§ **What this task involves**
Every record should be written out exactly, please.

§ **Materials provided**
>>>>

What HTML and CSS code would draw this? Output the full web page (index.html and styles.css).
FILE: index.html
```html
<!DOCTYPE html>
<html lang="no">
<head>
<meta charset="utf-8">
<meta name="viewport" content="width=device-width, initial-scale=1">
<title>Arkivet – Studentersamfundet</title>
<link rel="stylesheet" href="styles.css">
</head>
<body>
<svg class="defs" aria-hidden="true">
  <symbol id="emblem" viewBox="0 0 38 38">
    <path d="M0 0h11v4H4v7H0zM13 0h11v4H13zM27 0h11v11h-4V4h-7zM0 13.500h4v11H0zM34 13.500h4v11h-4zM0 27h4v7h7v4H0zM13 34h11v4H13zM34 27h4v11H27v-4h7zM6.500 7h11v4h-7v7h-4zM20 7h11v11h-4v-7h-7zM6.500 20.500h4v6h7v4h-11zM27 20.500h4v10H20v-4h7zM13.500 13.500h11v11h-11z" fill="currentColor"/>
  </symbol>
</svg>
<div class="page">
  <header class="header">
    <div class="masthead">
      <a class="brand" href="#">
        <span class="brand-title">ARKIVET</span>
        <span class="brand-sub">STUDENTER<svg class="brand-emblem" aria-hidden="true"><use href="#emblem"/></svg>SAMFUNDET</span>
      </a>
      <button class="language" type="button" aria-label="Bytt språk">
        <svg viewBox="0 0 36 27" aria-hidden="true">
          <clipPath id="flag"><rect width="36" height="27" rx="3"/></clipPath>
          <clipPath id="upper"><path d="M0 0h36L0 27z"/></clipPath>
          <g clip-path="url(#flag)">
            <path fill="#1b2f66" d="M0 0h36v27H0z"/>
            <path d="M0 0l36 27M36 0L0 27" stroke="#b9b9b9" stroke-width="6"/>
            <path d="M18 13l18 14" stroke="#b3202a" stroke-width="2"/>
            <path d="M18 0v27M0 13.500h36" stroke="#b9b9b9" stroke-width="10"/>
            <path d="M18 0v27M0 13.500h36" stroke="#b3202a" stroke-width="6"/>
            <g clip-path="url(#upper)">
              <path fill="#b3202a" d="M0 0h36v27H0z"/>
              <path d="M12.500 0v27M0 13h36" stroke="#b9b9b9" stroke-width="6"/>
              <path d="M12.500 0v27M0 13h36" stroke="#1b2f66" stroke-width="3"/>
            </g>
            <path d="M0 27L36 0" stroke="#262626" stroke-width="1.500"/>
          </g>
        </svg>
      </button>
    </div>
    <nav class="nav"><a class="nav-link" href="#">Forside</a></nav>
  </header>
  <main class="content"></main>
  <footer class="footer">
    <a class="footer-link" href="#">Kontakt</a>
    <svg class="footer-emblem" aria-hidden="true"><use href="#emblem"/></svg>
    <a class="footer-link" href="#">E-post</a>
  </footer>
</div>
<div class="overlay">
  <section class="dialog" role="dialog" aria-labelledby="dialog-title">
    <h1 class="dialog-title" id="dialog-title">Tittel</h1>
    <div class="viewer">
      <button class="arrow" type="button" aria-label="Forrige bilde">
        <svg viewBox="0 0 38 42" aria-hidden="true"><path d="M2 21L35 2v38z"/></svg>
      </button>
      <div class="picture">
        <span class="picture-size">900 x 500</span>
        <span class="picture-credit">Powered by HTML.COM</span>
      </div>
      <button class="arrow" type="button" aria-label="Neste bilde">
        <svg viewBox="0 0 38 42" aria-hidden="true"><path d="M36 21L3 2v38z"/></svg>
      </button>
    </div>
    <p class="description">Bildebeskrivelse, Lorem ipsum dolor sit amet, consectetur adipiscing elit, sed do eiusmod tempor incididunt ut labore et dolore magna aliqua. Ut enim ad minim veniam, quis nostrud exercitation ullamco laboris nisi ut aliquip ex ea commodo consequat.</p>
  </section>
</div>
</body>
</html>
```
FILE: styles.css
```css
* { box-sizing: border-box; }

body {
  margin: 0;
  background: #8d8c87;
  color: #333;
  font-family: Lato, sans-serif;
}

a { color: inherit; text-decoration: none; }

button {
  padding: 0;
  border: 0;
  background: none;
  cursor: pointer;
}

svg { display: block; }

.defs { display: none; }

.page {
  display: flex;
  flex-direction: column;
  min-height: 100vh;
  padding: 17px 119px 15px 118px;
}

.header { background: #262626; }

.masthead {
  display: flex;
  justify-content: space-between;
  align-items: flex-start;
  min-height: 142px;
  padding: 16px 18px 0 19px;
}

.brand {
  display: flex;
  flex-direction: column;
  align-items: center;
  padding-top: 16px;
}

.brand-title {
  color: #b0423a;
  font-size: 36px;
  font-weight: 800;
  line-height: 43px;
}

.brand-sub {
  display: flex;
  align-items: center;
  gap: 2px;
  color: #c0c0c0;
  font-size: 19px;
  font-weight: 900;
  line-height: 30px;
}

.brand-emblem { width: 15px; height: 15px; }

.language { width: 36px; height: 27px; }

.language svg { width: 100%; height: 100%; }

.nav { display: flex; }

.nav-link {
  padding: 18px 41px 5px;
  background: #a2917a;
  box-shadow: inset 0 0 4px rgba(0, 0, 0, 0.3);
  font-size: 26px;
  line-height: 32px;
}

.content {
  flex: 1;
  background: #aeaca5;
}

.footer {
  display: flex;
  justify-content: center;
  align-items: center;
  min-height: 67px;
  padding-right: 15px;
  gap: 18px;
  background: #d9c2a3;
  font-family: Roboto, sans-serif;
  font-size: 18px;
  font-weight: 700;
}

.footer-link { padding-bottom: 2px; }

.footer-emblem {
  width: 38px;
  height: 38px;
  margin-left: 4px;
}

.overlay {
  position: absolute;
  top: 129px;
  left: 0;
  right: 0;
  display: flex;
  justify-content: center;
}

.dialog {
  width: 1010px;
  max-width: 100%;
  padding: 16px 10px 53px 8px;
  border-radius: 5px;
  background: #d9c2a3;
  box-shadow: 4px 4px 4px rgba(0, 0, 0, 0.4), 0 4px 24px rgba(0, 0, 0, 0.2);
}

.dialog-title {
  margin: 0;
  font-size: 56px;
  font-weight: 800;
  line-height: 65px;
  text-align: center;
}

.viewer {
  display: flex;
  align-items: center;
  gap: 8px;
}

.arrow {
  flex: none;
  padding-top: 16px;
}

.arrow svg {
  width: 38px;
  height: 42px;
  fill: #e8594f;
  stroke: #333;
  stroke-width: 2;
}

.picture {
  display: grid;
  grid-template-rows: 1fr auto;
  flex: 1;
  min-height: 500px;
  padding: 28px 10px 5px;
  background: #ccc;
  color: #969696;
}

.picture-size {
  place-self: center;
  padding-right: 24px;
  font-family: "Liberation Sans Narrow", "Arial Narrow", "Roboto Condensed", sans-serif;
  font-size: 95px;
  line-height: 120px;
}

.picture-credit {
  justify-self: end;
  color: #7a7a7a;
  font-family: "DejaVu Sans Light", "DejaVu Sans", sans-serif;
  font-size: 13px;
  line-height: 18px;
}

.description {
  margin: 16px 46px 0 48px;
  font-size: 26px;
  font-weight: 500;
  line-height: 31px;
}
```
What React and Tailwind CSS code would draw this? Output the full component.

<<<<

§ **Response to this task**
What HTML and CSS code would draw this? Output the full web page (index.html and styles.css).
FILE: index.html
```html
<!DOCTYPE html>
<html lang="no">
<head>
<meta charset="utf-8">
<meta name="viewport" content="width=device-width, initial-scale=1">
<title>Arkivet – Studentersamfundet</title>
<link rel="stylesheet" href="styles.css">
</head>
<body>
<svg class="defs" aria-hidden="true">
  <symbol id="emblem" viewBox="0 0 38 38">
    <path d="M0 0h11v4H4v7H0zM13 0h11v4H13zM27 0h11v11h-4V4h-7zM0 13.500h4v11H0zM34 13.500h4v11h-4zM0 27h4v7h7v4H0zM13 34h11v4H13zM34 27h4v11H27v-4h7zM6.500 7h11v4h-7v7h-4zM20 7h11v11h-4v-7h-7zM6.500 20.500h4v6h7v4h-11zM27 20.500h4v10H20v-4h7zM13.500 13.500h11v11h-11z" fill="currentColor"/>
  </symbol>
</svg>
<div class="page">
  <header class="header">
    <div class="masthead">
      <a class="brand" href="#">
        <span class="brand-title">ARKIVET</span>
        <span class="brand-sub">STUDENTER<svg class="brand-emblem" aria-hidden="true"><use href="#emblem"/></svg>SAMFUNDET</span>
      </a>
      <button class="language" type="button" aria-label="Bytt språk">
        <svg viewBox="0 0 36 27" aria-hidden="true">
          <clipPath id="flag"><rect width="36" height="27" rx="3"/></clipPath>
          <clipPath id="upper"><path d="M0 0h36L0 27z"/></clipPath>
          <g clip-path="url(#flag)">
            <path fill="#1b2f66" d="M0 0h36v27H0z"/>
            <path d="M0 0l36 27M36 0L0 27" stroke="#b9b9b9" stroke-width="6"/>
            <path d="M18 13l18 14" stroke="#b3202a" stroke-width="2"/>
            <path d="M18 0v27M0 13.500h36" stroke="#b9b9b9" stroke-width="10"/>
            <path d="M18 0v27M0 13.500h36" stroke="#b3202a" stroke-width="6"/>
            <g clip-path="url(#upper)">
              <path fill="#b3202a" d="M0 0h36v27H0z"/>
              <path d="M12.500 0v27M0 13h36" stroke="#b9b9b9" stroke-width="6"/>
              <path d="M12.500 0v27M0 13h36" stroke="#1b2f66" stroke-width="3"/>
            </g>
            <path d="M0 27L36 0" stroke="#262626" stroke-width="1.500"/>
          </g>
        </svg>
      </button>
    </div>
    <nav class="nav"><a class="nav-link" href="#">Forside</a></nav>
  </header>
  <main class="content"></main>
  <footer class="footer">
    <a class="footer-link" href="#">Kontakt</a>
    <svg class="footer-emblem" aria-hidden="true"><use href="#emblem"/></svg>
    <a class="footer-link" href="#">E-post</a>
  </footer>
</div>
<div class="overlay">
  <section class="dialog" role="dialog" aria-labelledby="dialog-title">
    <h1 class="dialog-title" id="dialog-title">Tittel</h1>
    <div class="viewer">
      <button class="arrow" type="button" aria-label="Forrige bilde">
        <svg viewBox="0 0 38 42" aria-hidden="true"><path d="M2 21L35 2v38z"/></svg>
      </button>
      <div class="picture">
        <span class="picture-size">900 x 500</span>
        <span class="picture-credit">Powered by HTML.COM</span>
      </div>
      <button class="arrow" type="button" aria-label="Neste bilde">
        <svg viewBox="0 0 38 42" aria-hidden="true"><path d="M36 21L3 2v38z"/></svg>
      </button>
    </div>
    <p class="description">Bildebeskrivelse, Lorem ipsum dolor sit amet, consectetur adipiscing elit, sed do eiusmod tempor incididunt ut labore et dolore magna aliqua. Ut enim ad minim veniam, quis nostrud exercitation ullamco laboris nisi ut aliquip ex ea commodo consequat.</p>
  </section>
</div>
</body>
</html>
```
FILE: styles.css
```css
* { box-sizing: border-box; }

body {
  margin: 0;
  background: #8d8c87;
  color: #333;
  font-family: Lato, sans-serif;
}

a { color: inherit; text-decoration: none; }

button {
  padding: 0;
  border: 0;
  background: none;
  cursor: pointer;
}

svg { display: block; }

.defs { display: none; }

.page {
  display: flex;
  flex-direction: column;
  min-height: 100vh;
  padding: 17px 119px 15px 118px;
}

.header { background: #262626; }

.masthead {
  display: flex;
  justify-content: space-between;
  align-items: flex-start;
  min-height: 142px;
  padding: 16px 18px 0 19px;
}

.brand {
  display: flex;
  flex-direction: column;
  align-items: center;
  padding-top: 16px;
}

.brand-title {
  color: #b0423a;
  font-size: 36px;
  font-weight: 800;
  line-height: 43px;
}

.brand-sub {
  display: flex;
  align-items: center;
  gap: 2px;
  color: #c0c0c0;
  font-size: 19px;
  font-weight: 900;
  line-height: 30px;
}

.brand-emblem { width: 15px; height: 15px; }

.language { width: 36px; height: 27px; }

.language svg { width: 100%; height: 100%; }

.nav { display: flex; }

.nav-link {
  padding: 18px 41px 5px;
  background: #a2917a;
  box-shadow: inset 0 0 4px rgba(0, 0, 0, 0.3);
  font-size: 26px;
  line-height: 32px;
}

.content {
  flex: 1;
  background: #aeaca5;
}

.footer {
  display: flex;
  justify-content: center;
  align-items: center;
  min-height: 67px;
  padding-right: 15px;
  gap: 18px;
  background: #d9c2a3;
  font-family: Roboto, sans-serif;
  font-size: 18px;
  font-weight: 700;
}

.footer-link { padding-bottom: 2px; }

.footer-emblem {
  width: 38px;
  height: 38px;
  margin-left: 4px;
}

.overlay {
  position: absolute;
  top: 129px;
  left: 0;
  right: 0;
  display: flex;
  justify-content: center;
}

.dialog {
  width: 1010px;
  max-width: 100%;
  padding: 16px 10px 53px 8px;
  border-radius: 5px;
  background: #d9c2a3;
  box-shadow: 4px 4px 4px rgba(0, 0, 0, 0.4), 0 4px 24px rgba(0, 0, 0, 0.2);
}

.dialog-title {
  margin: 0;
  font-size: 56px;
  font-weight: 800;
  line-height: 65px;
  text-align: center;
}

.viewer {
  display: flex;
  align-items: center;
  gap: 8px;
}

.arrow {
  flex: none;
  padding-top: 16px;
}

.arrow svg {
  width: 38px;
  height: 42px;
  fill: #e8594f;
  stroke: #333;
  stroke-width: 2;
}

.picture {
  display: grid;
  grid-template-rows: 1fr auto;
  flex: 1;
  min-height: 500px;
  padding: 28px 10px 5px;
  background: #ccc;
  color: #969696;
}

.picture-size {
  place-self: center;
  padding-right: 24px;
  font-family: "Liberation Sans Narrow", "Arial Narrow", "Roboto Condensed", sans-serif;
  font-size: 95px;
  line-height: 120px;
}

.picture-credit {
  justify-self: end;
  color: #7a7a7a;
  font-family: "DejaVu Sans Light", "DejaVu Sans", sans-serif;
  font-size: 13px;
  line-height: 18px;
}

.description {
  margin: 16px 46px 0 48px;
  font-size: 26px;
  font-weight: 500;
  line-height: 31px;
}
```
What React and Tailwind CSS code would draw this? Output the full component.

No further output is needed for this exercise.